I wondered about the hypocrisy in the room: What made these Guatemalans, Salvadorans, and Honduran families escaping violence and poverty so unworthy of their concern that these evangelicals would stand up and applaud the man who, if he could, would put up a wall?

There was a rejoinder, I recall ... After someone offered a Christian benediction, Jackie Rosen, the newly elected Jewish Senator from Nevada and a former president of her synagogue, quoted from Isaiah 58, in which the prophet mocks the rituals and celebrations of a morally bankrupt society:

“Is this the fast I desire? ... No, this is the fast I desire, to unlock the fetters of wickedness, to untie the cords of the yoke, to let the oppressed go free ...”

When the long breakfast concluded and the speakers were done speaking, I left the hotel for some fresh air. A man, upon seeing that I was wearing a kippah, approached me in the hotel  courtyard. Like everyone else I met, he was extremely gracious and solicitous. He said to me, “What I can’t understand is why so many young Jews are rejecting Israel. Can’t they see it’s the only democracy in the region? It’s such an extraordinary place. What’s going on with these young people?”

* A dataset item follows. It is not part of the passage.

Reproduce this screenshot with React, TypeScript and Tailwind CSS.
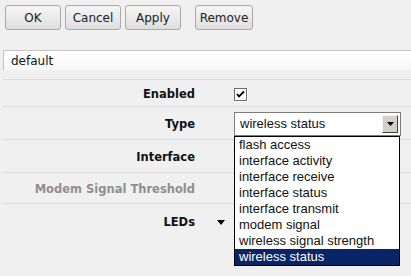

I had only a minute or two before I’d jump into an Uber, in order to get to the press conference focused on American detention camps. Looking him in the eye, I hesitated, but said that things aren’t simple. I didn’t go into the litany: about the Naqba, the expansion of settlements, the refugees, the messianic racism, the occupation ... the WALL that separates us from them and makes them invisible. But I suggested that we might all do well to look at people in our midst who are systemic victims, crying out in pain. We might do well, I said, to see the walls we put up as windows instead. As mirrors. To reflect upon who we really are and who we hope to be someday.